AIMar 6, 2013

GALGO: A Genetic ALGOrithm Decision Support Tool for Complex Uncertain Systems Modeled with Bayesian Belief Networks

arXiv:1303.1498v155 citations
Originality Incremental advance
AI Analysis

This provides a decision support tool for domains like diagnosis that rely on probabilistic reasoning in complex uncertain systems, though it is an incremental improvement over existing approximate methods.

The paper tackles the NP-hard problem of abductive inference in large, multiply connected Bayesian belief networks by proposing an approximate method based on genetic algorithms, with preliminary experimental results showing feasibility for complex systems where exact methods are infeasible.
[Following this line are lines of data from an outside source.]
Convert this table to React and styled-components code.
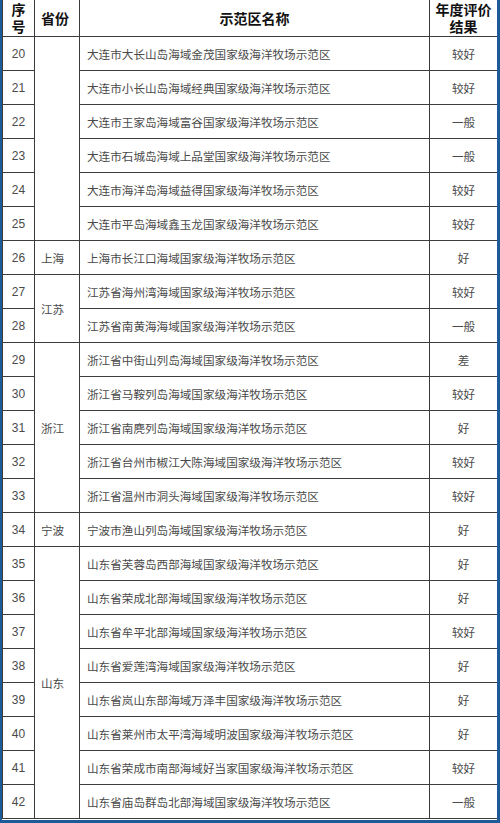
import React from 'react';
import styled, { createGlobalStyle } from 'styled-components';

const GlobalStyle = createGlobalStyle`
  html, body {
    margin: 0;
    padding: 0;
    background: #ffffff;
  }
`;

const StyledFrame = styled.div`
  width: 500px;
  height: 823px;
  box-sizing: border-box;
  border-left: 2px solid #1d5b98;
  border-right: 3px solid #1d5b98;
  border-bottom: 3px solid #1d5b98;
  overflow: hidden;
  background: #ffffff;
`;

const StyledTable = styled.table`
  width: 495px;
  table-layout: fixed;
  border-collapse: collapse;
  font-family: 'Liberation Sans', 'Noto Sans CJK SC', sans-serif;
`;

const StyledHeadCell = styled.th`
  height: 36px;
  padding: 0 1px;
  border: 1px solid #3c3c3c;
  border-top: none;
  font-family: 'Noto Sans CJK SC', sans-serif;
  font-size: 14px;
  font-weight: 700;
  line-height: 18px;
  color: #111;
  text-align: ${({ align }) => align || 'center'};
  padding-left: ${({ indent }) => indent || 1}px;
`;

const StyledHeadLine = styled.span`
  display: block;
  height: 17px;
  line-height: 17px;
`;

const StyledCell = styled.td`
  height: 33px;
  padding: 0;
  border: 1px solid #3c3c3c;
  font-size: ${({ cjk }) => (cjk ? 11.6 : 12)}px;
  color: #4a4a4a;
  vertical-align: middle;
  text-align: ${({ align }) => align || 'center'};
  padding-left: ${({ indent }) => indent || 0}px;
  font-family: ${({ cjk }) =>
    cjk ? "'Noto Sans CJK SC', sans-serif" : "'Liberation Sans', 'Noto Sans CJK SC', sans-serif"};
`;

const rows = [
  [20, '大连市大长山岛海域金茂国家级海洋牧场示范区', '较好'],
  [21, '大连市小长山岛海域经典国家级海洋牧场示范区', '较好'],
  [22, '大连市王家岛海域富谷国家级海洋牧场示范区', '一般'],
  [23, '大连市石城岛海域上品堂国家级海洋牧场示范区', '一般'],
  [24, '大连市海洋岛海域益得国家级海洋牧场示范区', '较好'],
  [25, '大连市平岛海域鑫玉龙国家级海洋牧场示范区', '较好'],
  [26, '上海市长江口海域国家级海洋牧场示范区', '好'],
  [27, '江苏省海州湾海域国家级海洋牧场示范区', '较好'],
  [28, '江苏省南黄海海域国家级海洋牧场示范区', '一般'],
  [29, '浙江省中街山列岛海域国家级海洋牧场示范区', '差'],
  [30, '浙江省马鞍列岛海域国家级海洋牧场示范区', '较好'],
  [31, '浙江省南麂列岛海域国家级海洋牧场示范区', '好'],
  [32, '浙江省台州市椒江大陈海域国家级海洋牧场示范区', '较好'],
  [33, '浙江省温州市洞头海域国家级海洋牧场示范区', '较好'],
  [34, '宁波市渔山列岛海域国家级海洋牧场示范区', '好'],
  [35, '山东省芙蓉岛西部海域国家级海洋牧场示范区', '好'],
  [36, '山东省荣成北部海域国家级海洋牧场示范区', '好'],
  [37, '山东省牟平北部海域国家级海洋牧场示范区', '较好'],
  [38, '山东省爱莲湾海域国家级海洋牧场示范区', '好'],
  [39, '山东省岚山东部海域万泽丰国家级海洋牧场示范区', '好'],
  [40, '山东省莱州市太平湾海域明波国家级海洋牧场示范区', '好'],
  [41, '山东省荣成市南部海域好当家国家级海洋牧场示范区', '较好'],
  [42, '山东省庙岛群岛北部海域国家级海洋牧场示范区', '一般'],
];

// province cells keyed by the first row number they span
const provinces = {
  20: { name: '', span: 6 },
  26: { name: '上海', span: 1 },
  27: { name: '江苏', span: 2 },
  29: { name: '浙江', span: 5 },
  34: { name: '宁波', span: 1 },
  35: { name: '山东', span: 8 },
};

const App = () => (
  <StyledFrame>
    <GlobalStyle />
    <StyledTable>
      <colgroup>
        <col style={{ width: 32 }} />
        <col style={{ width: 45 }} />
        <col style={{ width: 350 }} />
        <col style={{ width: 68 }} />
      </colgroup>
      <thead>
        <tr>
          <StyledHeadCell>
            <StyledHeadLine>序</StyledHeadLine>
            <StyledHeadLine>号</StyledHeadLine>
          </StyledHeadCell>
          <StyledHeadCell align="left" indent={6}>省份</StyledHeadCell>
          <StyledHeadCell>示范区名称</StyledHeadCell>
          <StyledHeadCell>
            <StyledHeadLine>年度评价</StyledHeadLine>
            <StyledHeadLine>结果</StyledHeadLine>
          </StyledHeadCell>
        </tr>
      </thead>
      <tbody>
        {rows.map(([num, name, result]) => {
          const province = provinces[num];
          return (
            <tr key={num}>
              <StyledCell>{num}</StyledCell>
              {province && (
                <StyledCell cjk align="left" indent={6} rowSpan={province.span}>
                  {province.name}
                </StyledCell>
              )}
              <StyledCell cjk align="left" indent={7}>
                {name}
              </StyledCell>
              <StyledCell cjk>{result}</StyledCell>
            </tr>
          );
        })}
      </tbody>
    </StyledTable>
  </StyledFrame>
);

export default App;
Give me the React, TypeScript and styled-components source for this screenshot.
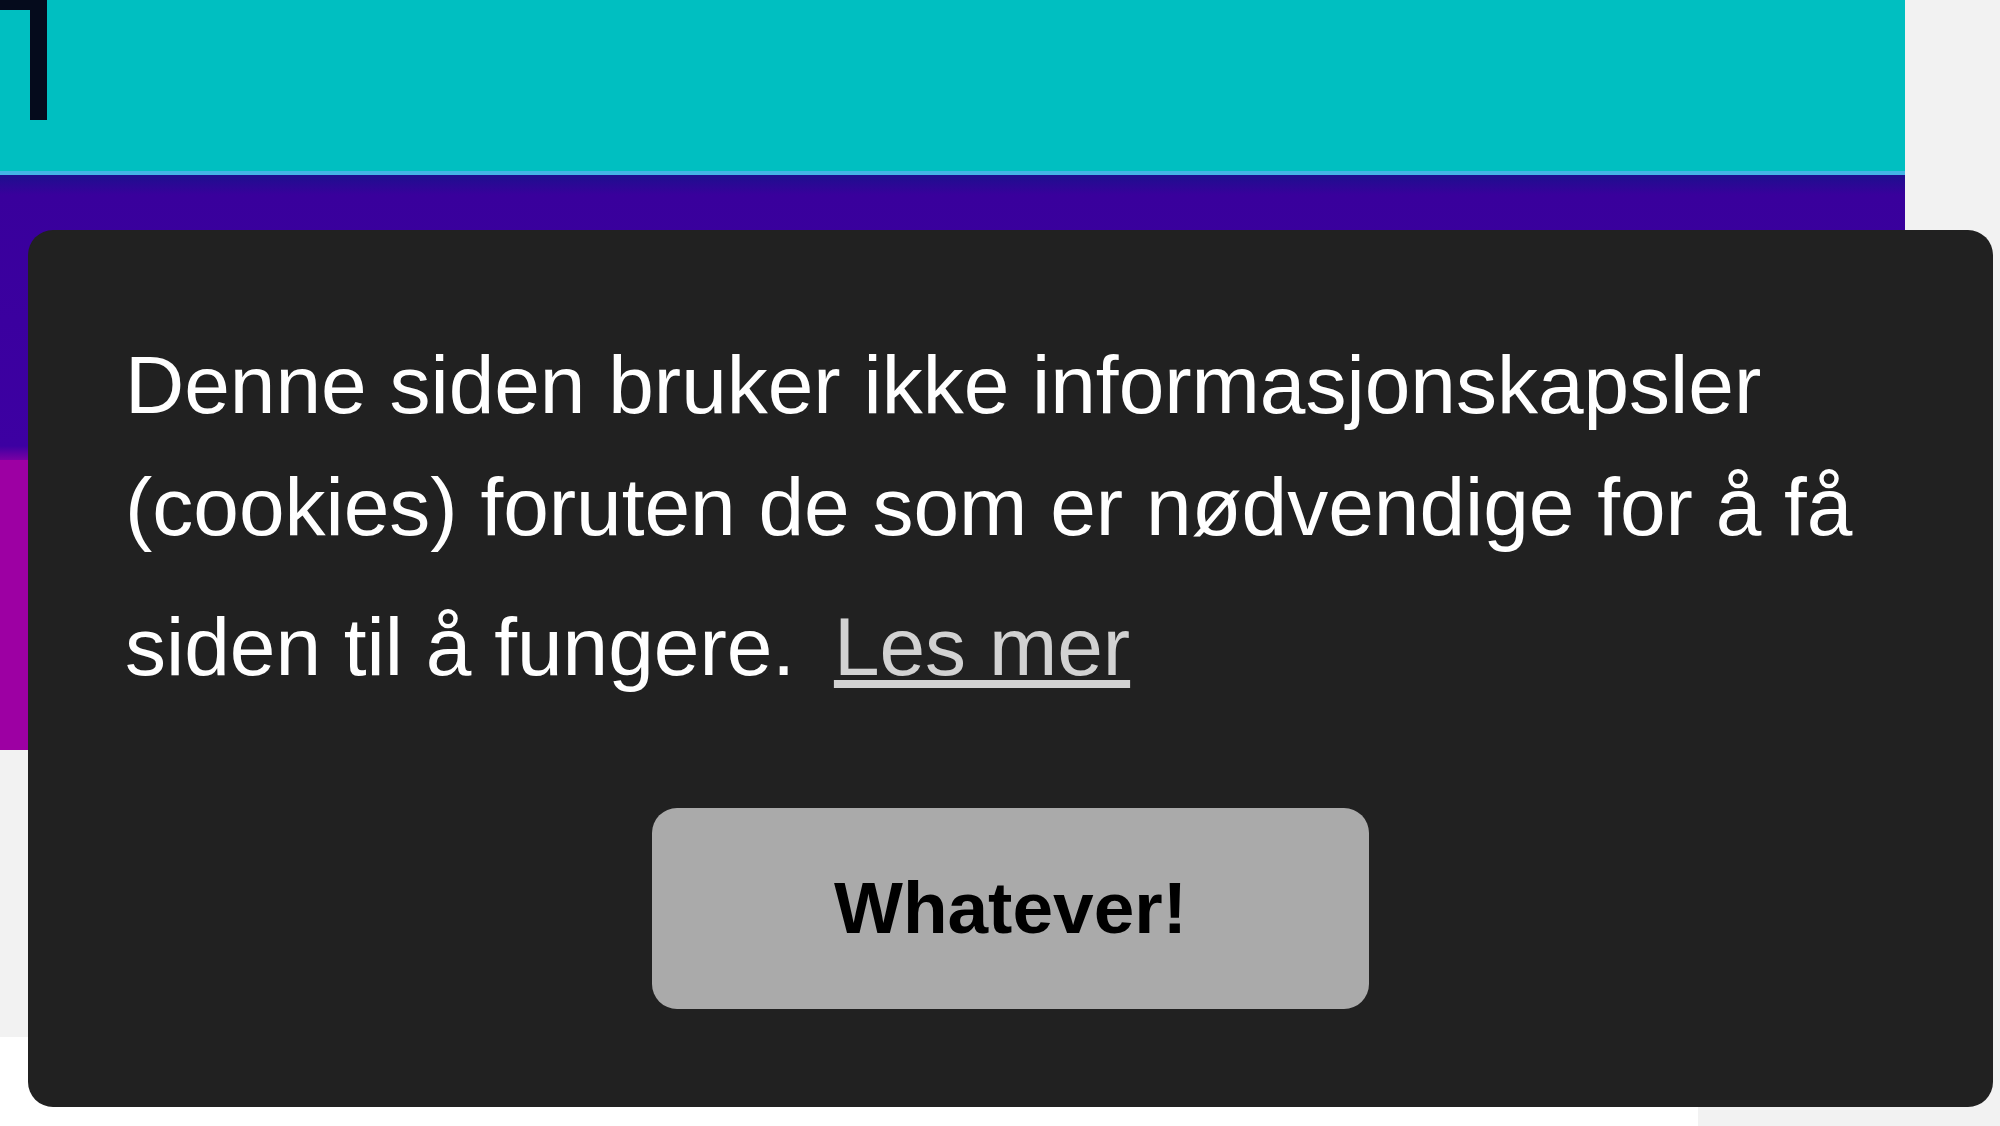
import * as React from 'react';
import styled, { createGlobalStyle } from 'styled-components';

const GlobalStyle = createGlobalStyle`
  html, body {
    margin: 0;
    padding: 0;
    background: #ffffff;
  }
  body {
    font-family: 'Liberation Sans', Arial, Helvetica, sans-serif;
  }
`;

const App: React.FC = () => {
  return (
    <>
      <GlobalStyle />
      <Page>
        <Main>
          <Stripe $height={171} $background="#00bfc1">
            <Mark width="47" height="120" viewBox="0 0 47 120">
              <path d="M0 0 H47 V120 H30 V10 H0 Z" fill="#050b1c" />
            </Mark>
          </Stripe>
          <Stripe $height={4} $background="#43b4e6" />
          <Stripe
            $height={285}
            $background="linear-gradient(#1d0f8e 0, #39009c 20px, #3d00a2 calc(100% - 14px), #7a00a4 100%)"
          />
          <Stripe $height={290} $background="#9d00a3" />
          <Stripe $height={287} $background="#f2f2f2" />
          <Footer>
            <FooterBlock />
          </Footer>
        </Main>
        <Side />
      </Page>

      <CookieWindow role="dialog" aria-label="cookieconsent">
        <Message>
          Denne siden bruker ikke informasjonskapsler (cookies) foruten de som er nødvendige for å få
          siden til å fungere. <MoreLink href="#">Les mer</MoreLink>
        </Message>
        <Compliance>
          <DismissButton type="button">Whatever!</DismissButton>
        </Compliance>
      </CookieWindow>
    </>
  );
};

export default App;

const Page = styled.div`
  display: grid;
  grid-template-columns: 1905px 1fr;
  min-height: 1126px;
`;

const Main = styled.main`
  display: flex;
  flex-direction: column;
`;

const Stripe = styled.div<{ $height: number; $background: string }>`
  height: ${p => p.$height}px;
  background: ${p => p.$background};
  flex: none;
`;

const Mark = styled.svg`
  display: block;
`;

const Footer = styled.footer`
  flex: 1;
  display: flex;
  justify-content: flex-end;
  background: #ffffff;
`;

const FooterBlock = styled.div`
  width: 207px;
  background: #f2f2f2;
`;

const Side = styled.aside`
  background: #f2f2f2;
`;

const CookieWindow = styled.div`
  position: fixed;
  left: 28px;
  top: 230px;
  width: 1965px;
  box-sizing: border-box;
  padding: 94px 97px 98px;
  display: flex;
  flex-direction: column;
  background: #212121;
  color: #ffffff;
  border-radius: 25px;
  font-size: 82px;
  line-height: 121.5px;
`;

const Message = styled.span`
  display: block;
  margin-bottom: 81px;
`;

const MoreLink = styled.a`
  display: inline-block;
  padding: 19px 16px;
  color: inherit;
  opacity: 0.8;
  text-decoration: underline;
`;

const Compliance = styled.div`
  display: flex;
  justify-content: center;
`;

const DismissButton = styled.button`
  display: inline-flex;
  align-items: center;
  justify-content: center;
  min-width: 717px;
  height: 201px;
  padding: 0 58px;
  border: none;
  border-radius: 25px;
  background: #aaaaaa;
  color: #000000;
  font-family: inherit;
  font-size: 73px;
  font-weight: 700;
  line-height: 109.5px;
  white-space: nowrap;
  cursor: pointer;
`;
Bayesian belief networks can be used to represent and to reason about complex systems with uncertain, incomplete and conflicting information. Belief networks are graphs encoding and quantifying probabilistic dependence and conditional independence among variables. One type of reasoning of interest in diagnosis is called abductive inference (determination of the global most probable system description given the values of any partial subset of variables). In some cases, abductive inference can be performed with exact algorithms using distributed network computations but it is an NP-hard problem and complexity increases drastically with the presence of undirected cycles, number of discrete states per variable, and number of variables in the network. This paper describes an approximate method based on genetic algorithms to perform abductive inference in large, multiply connected networks for which complexity is a concern when using most exact methods and for which systematic search methods are not feasible. The theoretical adequacy of the method is discussed and preliminary experimental results are presented.